Frage an Norbert Brackmann von Lorenz D. bezüglich Jugend
Sehr geehrter Herr Brackmann,
was in fast allen Ländern dieser Welt legal und möglich ist, in Dänemark bereits seit mehr als 150 Jahren, wird in Deutschland als Ordnungswidrigkeit gesehen und mit Bußgeldern und Sorgerechtsentzug bestraft. Die Rede ist vom sogenannten "Homeschooling" oder Hausunterricht, zu welchem sich auch in diesem Lande über 1000 Familien entschieden haben, Tendenz steigend.
Interessanterweise stammt diese Art der Anwesenheitspflicht noch aus der Zeit des Dritten Reiches und wurde 1938 mit dem Reichsschulpflichtgesetz eingeführt. Sicherlich möchte sich auch die CDU von den Lastern dieser Zeit befreien.
Empirisch betrachtet lässt sich zeigen, dass der angewandte Hausunterricht eine mindestens gleichwertige Alternative zum Schulunterricht darstellt und sich in deutlichen Erfolgen messen lässt.
Meine Frage lautet daher, inwiefern Sie sich einsetzen, um dieses im Grundgesetz verbriefte Recht auch in Deutschland durchzusetzen?
Mit freundlichen Grüßen
Lorenz Dietrich
Sehr geehrter Herr Dietrich,
vielen Dank für Ihr Schreiben.
In der Tat gilt nach wie vor die durch das Reichsschulpflichtgesetz im Jahr 1938 eingeführte, allgemeine Schulpflicht. Diese hält auch heute noch einer verfassungsrechtlichen Überprüfung stand. Sie dient nach Einschätzung des Bundesverfassungsgerichts dem legitimen Ziel der Durchsetzung des staatlichen Erziehungsauftrags. Dieser Auftrag richtete sich auf die Heranbildung verantwortlicher Staatsbürger, die verantwortungsbewusst an den demokratischen Prozessen in einer pluralistischen Gesellschaft teilhaben sollten.
Darüber hinaus hat die Allgemeinheit ein berechtigtes Interesse daran, der Entstehung von "Parallelgesellschaften“ entgegenzuwirken und Minderheiten zu integrieren. Diese Auffassung hat die 1. Kammer des Zweiten Senats des Bundesverfassungsgerichts zuletzt in einem Beschluss vom 31. Mai 2006 (2 BvR 1693/04) bestätigt.
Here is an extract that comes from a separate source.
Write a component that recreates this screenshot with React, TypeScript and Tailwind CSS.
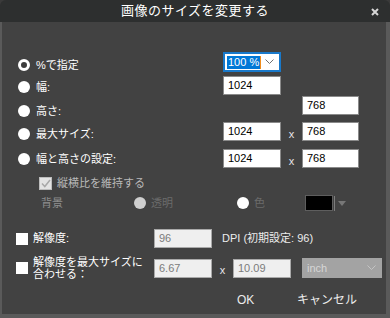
const font = "font-['Liberation_Sans','Noto_Sans_CJK_JP',sans-serif]";

function Radio({ checked, disabled }: { checked?: boolean; disabled?: boolean }) {
  if (checked) {
    return <span className="w-[12px] h-[12px] rounded-full border-[3px] border-white bg-[#3c3c3c] shrink-0" />;
  }
  return <span className={`w-[12px] h-[12px] rounded-full shrink-0 ${disabled ? "bg-[#cfcfcf]" : "bg-white"}`} />;
}

function Box({ value, w = "w-[58px]", disabled }: { value: string; w?: string; disabled?: boolean }) {
  return (
    <div
      className={`${w} h-[19px] shrink-0 flex items-center pl-[4px] text-[11px] border ${
        disabled ? "bg-[#efefef] border-[#a9a9a9] text-[#7b7b7b]" : "bg-white border-[#8a8a8a] text-black"
      }`}
    >
      {value}
    </div>
  );
}

function Times() {
  return <span className="w-[21px] shrink-0 text-center text-[11px] text-[#e6e6e6] mt-[4px]">x</span>;
}

export default function App() {
  return (
    <div className={`w-[390px] h-[318px] bg-[#3a3a3a] ${font} text-[11px] text-white select-none`}>
      <div className="h-[22px] bg-[#2d2f2f] rounded-t-[6px] flex items-center justify-center relative">
        <span className="text-[13px] text-white tracking-[0.5px]">画像のサイズを変更する</span>
        <svg className="absolute right-[11px] top-[8px]" width="8" height="8" viewBox="0 0 8 8">
          <path d="M1 1L7 7M7 1L1 7" stroke="#d6d6d6" strokeWidth="2" />
        </svg>
      </div>

      <div className="h-[296px] bg-[#424242] border-l-2 border-r-4 border-b-4 border-[#5a5a5a] pt-[31px]">
        {/* % */}
        <div className="flex items-start h-[23px] pl-[16px]">
          <div className="w-[205px] flex items-center gap-[6px] mt-[4px]">
            <Radio checked />
            <span>%で指定</span>
          </div>
          <div className="w-[58px] h-[20px] -mt-[1px] border-2 border-[#1979ca] bg-white flex items-center pl-[2px] justify-between pr-[5px]">
            <span className="flex items-center">
              <span className="bg-[#0078d7] text-white text-[11px] px-[1px] leading-[13px]">100 %</span>
              <span className="w-[1px] h-[13px] bg-[#f08c1c]" />
            </span>
            <svg width="9" height="6" viewBox="0 0 9 6">
              <path d="M0.5 0.5L4.5 4.5L8.5 0.5" stroke="#707070" fill="none" />
            </svg>
          </div>
        </div>

        {/* width */}
        <div className="flex items-start h-[20px] pl-[16px]">
          <div className="w-[205px] flex items-center gap-[6px] mt-[3px]">
            <Radio />
            <span>幅:</span>
          </div>
          <Box value="1024" />
        </div>

        {/* height */}
        <div className="flex items-start h-[26px] pl-[16px]">
          <div className="w-[284px] flex items-center gap-[6px] mt-[7px]">
            <Radio />
            <span>高さ:</span>
          </div>
          <Box value="768" w="w-[57px]" />
        </div>

        {/* max size */}
        <div className="flex items-start h-[27px] pl-[16px]">
          <div className="w-[205px] flex items-center gap-[6px] mt-[4px]">
            <Radio />
            <span>最大サイズ:</span>
          </div>
          <Box value="1024" />
          <Times />
          <Box value="768" w="w-[57px]" />
        </div>

        {/* width & height */}
        <div className="flex items-start h-[23px] pl-[16px]">
          <div className="w-[205px] flex items-center gap-[6px] mt-[2px]">
            <Radio />
            <span>幅と高さの設定:</span>
          </div>
          <Box value="1024" />
          <Times />
          <Box value="768" w="w-[57px]" />
        </div>

        {/* aspect */}
        <div className="flex items-center h-[22px] pl-[37px] gap-[5px]">
          <span className="w-[13px] h-[13px] bg-[#e3e3e3] border border-[#bdbdbd] flex items-center justify-center">
            <svg width="10" height="9" viewBox="0 0 10 9">
              <path d="M1 4.5L3.8 7.5L9 1" stroke="#a8a8a8" strokeWidth="1.5" fill="none" />
            </svg>
          </span>
          <span className="text-[#b9b9b9]">縦横比を維持する</span>
        </div>

        {/* background */}
        <div className="flex items-center h-[18px] pl-[39px]">
          <span className="w-[93px] text-[#8e8e8e]">背景</span>
          <div className="w-[103px] flex items-center gap-[5px]">
            <Radio disabled />
            <span className="text-[#6b6b6b]">透明</span>
          </div>
          <div className="w-[68px] flex items-center gap-[5px]">
            <Radio />
            <span className="text-[#6b6b6b]">色</span>
          </div>
          <span className="w-[28px] h-[16px] bg-black border border-[#5e5e5e]" />
          <span className="w-[1px] h-[15px] bg-[#7c7c7c] ml-[1px]" />
          <svg className="ml-[3px] mt-[1px]" width="8" height="5" viewBox="0 0 8 5">
            <path d="M0 0H8L4 5Z" fill="#777777" />
          </svg>
        </div>

        {/* resolution */}
        <div className="flex items-center h-[19px] mt-[17px] pl-[14px]">
          <div className="w-[138px] flex items-center gap-[5px]">
            <span className="w-[12px] h-[12px] bg-white" />
            <span>解像度:</span>
          </div>
          <Box value="96" disabled />
          <span className="ml-[10px] text-[#ececec]">DPI (初期設定: 96)</span>
        </div>

        {/* fit */}
        <div className="flex items-center h-[20px] mt-[10px] pl-[14px]">
          <div className="w-[138px] flex items-center gap-[5px]">
            <span className="w-[12px] h-[12px] bg-white" />
            <span className="leading-[12px]">
              解像度を最大サイズに
              <br />
              合わせる：
            </span>
          </div>
          <Box value="6.67" disabled />
          <Times />
          <Box value="10.09" disabled />
          <div className="ml-[11px] w-[80px] h-[20px] bg-[#a3a3a3] flex items-center justify-between pl-[5px] pr-[6px]">
            <span className="text-[#d6d6d6]">inch</span>
            <svg width="9" height="6" viewBox="0 0 9 6">
              <path d="M0.5 0.5L4.5 4.5L8.5 0.5" stroke="#c4c4c4" fill="none" />
            </svg>
          </div>
        </div>

        {/* buttons */}
        <div className="flex items-center h-[16px] mt-[14px] pl-[235px] text-[#ececec] text-[12px]">
          <button className="w-[60px] text-left">OK</button>
          <button className="text-left">キャンセル</button>
        </div>
      </div>
    </div>
  );
}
Grundsätzlich unterstütze ich das Bestreben der Eltern, ihren Kindern eine gute Bildung zu vermitteln. Die Fürsorge und Aufopferungsbereitschaft vieler Eltern, die ihre Kinder zu Hause unterrichten möchten, ist beeindruckend. Viele Beispiele in anderen Ländern zeigen, wie Sie richtig anmerken, dass Kinder, die von ihren Eltern unterrichtet werden, beachtliche Bildungserfolge erzielen können.
Dennoch kennen wir nicht nur positive Beispiele. Es besteht die Gefahr, dass Eltern der Bildungsaufgabe nicht gewachsen sind und dem Kind durch den Hausunterricht nicht die ihm gebührende Förderung zuteilwerden lassen können. Immerhin müssen Lehrkräfte an öffentlichen Schulen nicht ohne Grund über einen pädagogischen Hochschulabschluss verfügen. Darüber hinaus besteht die Sorge, dass durch die Vermittlung einer fundamentalistischen und oft die Mehrheitsgesellschaft ablehnende Geisteshaltung die Integration des Kindes in die deutsche Gesellschaft erheblich erschwert werden könnte.
Daher halten wir nach gründlicher Abwägung des Elternrechts einerseits mit dem öffentlichen Interesse an einer Integration in die Gesellschaft an der allgemeinen Schulpflicht fest. Diese gilt umso mehr, als wir über ein leistungsstarkes und stark differenziertes Schulsystem verfügen. Neben den staatlichen Schulen gibt es zahlreiche private Träger, die den unterschiedlichsten Bildungsinteressen nachkommen (Walldorfschulen, Internationale Schulen, kirchliche Schulen usw.). Dieses Angebot und die damit einhergehende Wahlfreiheit der Eltern wollen wir bewahren.